Nesse contexto, este Egrégio Conselho Superior da Magistratura vem entendendo que:
Registro de Imóveis – Dúvida procedente – Ausência de título de domínio em nome dos inventariados – Registro Paroquial produz efeito meramente estatístico de posse – não de domínio perante terceiros – Apelação Desprovida. (CSMSP – APELAÇÃO CÍVEL: 097513-0/6; Rel.

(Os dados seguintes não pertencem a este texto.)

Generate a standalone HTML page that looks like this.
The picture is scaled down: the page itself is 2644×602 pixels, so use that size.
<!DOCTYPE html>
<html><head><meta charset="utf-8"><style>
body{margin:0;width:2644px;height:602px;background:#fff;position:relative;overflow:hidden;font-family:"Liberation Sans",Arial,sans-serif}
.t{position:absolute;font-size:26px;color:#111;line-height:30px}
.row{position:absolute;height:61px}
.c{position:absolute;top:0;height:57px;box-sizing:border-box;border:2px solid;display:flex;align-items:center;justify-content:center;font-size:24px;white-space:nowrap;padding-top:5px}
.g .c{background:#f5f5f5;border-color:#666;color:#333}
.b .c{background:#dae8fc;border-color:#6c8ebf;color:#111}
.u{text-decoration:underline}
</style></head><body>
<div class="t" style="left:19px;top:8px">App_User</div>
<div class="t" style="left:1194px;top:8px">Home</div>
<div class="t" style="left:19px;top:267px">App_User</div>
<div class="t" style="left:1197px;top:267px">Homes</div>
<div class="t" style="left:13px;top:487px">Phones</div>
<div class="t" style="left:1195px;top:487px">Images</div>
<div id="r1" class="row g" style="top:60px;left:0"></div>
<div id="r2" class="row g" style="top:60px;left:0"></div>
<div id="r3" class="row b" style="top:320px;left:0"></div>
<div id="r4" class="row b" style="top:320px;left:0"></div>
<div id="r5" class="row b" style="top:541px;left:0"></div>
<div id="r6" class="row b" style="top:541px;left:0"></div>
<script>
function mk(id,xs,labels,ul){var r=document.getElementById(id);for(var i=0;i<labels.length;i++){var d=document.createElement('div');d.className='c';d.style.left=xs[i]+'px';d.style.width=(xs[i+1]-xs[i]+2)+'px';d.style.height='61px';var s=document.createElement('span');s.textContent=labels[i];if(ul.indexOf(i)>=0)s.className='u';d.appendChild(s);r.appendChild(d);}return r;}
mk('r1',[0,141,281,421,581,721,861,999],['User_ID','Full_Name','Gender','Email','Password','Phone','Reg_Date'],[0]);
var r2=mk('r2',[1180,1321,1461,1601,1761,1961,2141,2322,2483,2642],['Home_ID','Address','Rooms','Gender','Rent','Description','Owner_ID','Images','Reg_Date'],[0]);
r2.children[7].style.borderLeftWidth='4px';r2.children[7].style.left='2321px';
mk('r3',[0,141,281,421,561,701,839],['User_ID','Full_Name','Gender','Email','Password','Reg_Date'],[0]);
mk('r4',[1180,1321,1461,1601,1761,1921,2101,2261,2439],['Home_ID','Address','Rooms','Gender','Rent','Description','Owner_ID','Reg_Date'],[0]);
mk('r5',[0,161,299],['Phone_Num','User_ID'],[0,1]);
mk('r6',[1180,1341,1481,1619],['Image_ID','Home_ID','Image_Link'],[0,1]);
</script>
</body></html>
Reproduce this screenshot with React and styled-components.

LUIZ TÂMBARA; DATA DE JULGAMENTO: 24/02/2003).
Formal de partilha – Registro Paroquial – Continuidade – Especialidade – Quitação de débitos MIRAD – INCRA – Títulos anteriores ao Código Civil – Dúvida prejudicada – Exigência – Concordância parcial – Posse – Registro (CSMSP – APELAÇÃO CÍVEL: 17539-0/9; Rel. WEISS DE ANDRADE; DATA DE JULGAMENTO: 17.09.1993).
Como se vê, a questão já foi amplamente examinada por este Egrégio Conselho Superior da Magistratura e também pela Corregedoria Geral da Justiça, sendo pacífico o entendimento de que o registro paroquial (ou do vigário) tem efeitos meramente estatísticos quanto à posse de bens imóveis, não produzindo efeitos perante terceiros. Impossível, pois, a abertura de transcrição ou de matrícula com origem em tais imprecisas e unilaterais declarações.
Ademais, por conter descrição vaga e precária, referida declaração sequer permite a perfeita individualização do imóvel e consequente abertura de matrícula.
Nesse cenário, os precedentes em que fundou o registrador sua recusa, assim como aqueles invocados pela MM.ª Juíza Corregedora Permanente são suficientes para confirmar a qualificação negativa do título, dada a inexistência de título de domínio em favor do de cujus.
Diante do exposto, NEGO PROVIMENTO ao recurso.